Affermazione forte. Indubbiamente. Ma c’è un contenuto di verità in questa affermazione?
Si tratta di dover discernere. Partendo dal proprio punto di vista. Un punto di vista personale, senza poter disporre di punti d’ancoraggio esterni, che ci suggeriscano una regola di comportamento. Quando, cioè, la ricerca di uno standard esterno viene meno. Quando non è chiaro che cosa si possa o non possa fare, in quella data situazione, in accordo una norma, secondo quanto stabilito consensualmente dalla società alla quale apparteniamo. Società che in parte ci definisce e che, in qualche modo, concorriamo noi stessi a costituire attraverso i nostri comportamenti sociali.
Si tratta di decidere, in un certo senso, da sé stessi… Ci ricorda, per qualche verso, l’antinomia del mentitore. È come percepire un senso di estraniamento, di confusione, di incertezza, che si prova nella difficoltà di percepire i confini tra ciò che è dentro al sistema e ciò che ne resta fuori.
Un’incertezza…generativa. Che può riservarci nuovi e insospettati territori di riflessione su noi stessi. E che rimanda all’idea di sovranità.
Al di là di ulteriori sofismi linguistici, la domanda da porsi è: «stanno accadendo fatti del tipo di quelli suggeriti da Anonymous in questo manifesto?»

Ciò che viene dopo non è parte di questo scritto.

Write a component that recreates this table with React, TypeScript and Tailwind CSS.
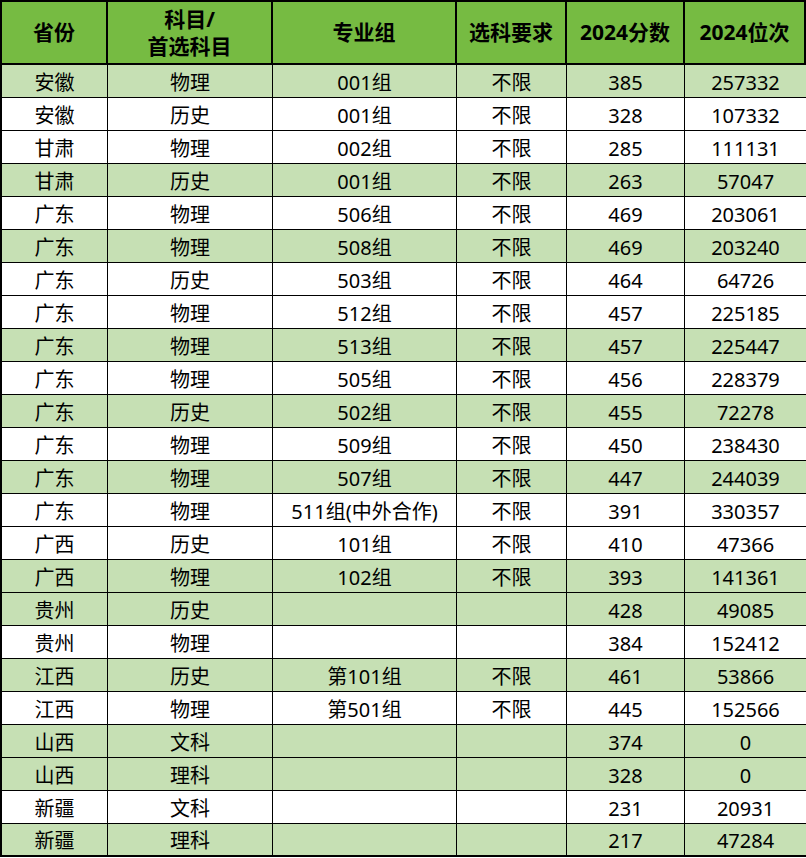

A noi, pare di si. Prendiamo, ad esempio, il caso di Edward Snowden, il quale sostiene di non aver violato, col proprio comportamento, alcun articolo della costituzione americana, ma di aver agito in sostanza per motivi etici1. Senza voler entrare nel merito della spinosa questione, non avendone la conoscenza di dettaglio, né un’adeguata competenza giuridica, ma riflettendo da comuni cittadini, sospettiamo che un grado di verità, non piccolo, sia contenuto nella proposizione di cui sopra. E che valga la pena di pensarci un po’ su.
E voi? Che ne pensate?
1 Si veda, a supporto, il seguente passo, estratto dall’articolo Edwared Snowden: The Untold Story in WIRED, 2014
On March 13, 2013, sitting at his desk in the “tunnel” surrounded by computer screens, Snowden read a news story that convinced him that the time had come to act. It was an account of director of national intelligence James Clapper telling a Senate committee that the NSA does “not wittingly” collect information on millions of Americans. “I think I was reading it in the paper the next day, talking to coworkers, saying, can you believe this shit?”
Snowden and his colleagues had discussed the routine deception around the breadth of the NSA’s spying many times, so it wasn’t surprising to him when they had little reaction to Clapper’s testimony. “It was more of just acceptance,” he says, calling it “the banality of evil” — a reference to Hannah Arendt’s study of bureaucrats in Nazi Germany.
“It’s like the boiling frog,” Snowden tells me. “You get exposed to a little bit of evil, a little bit of rule – breaking, a little bit of dishonesty, a little bit of deceptiveness, a little bit of disservice to the public interest, and you can brush it off, you can come to justify it. But if you do that, it creates a slippery slope that just increases over time, and by the time you’ve been in 15 years, 20 years, 25 years, you’ve seen it all and it doesn’t shock you. And so you see it as normal. And that’s the problem, that’s what the Clapper event was all about. He saw deceiving the American people as what he does, as his job, as something completely ordinary. And he was right that he wouldn’t be punished for it, because he was revealed as having lied under oath and he didn’t even get a slap on the wrist for it. It says a lot about the system and a lot about our leaders.” Snowden decided it was time to hop out of the water before he too was boiled alive.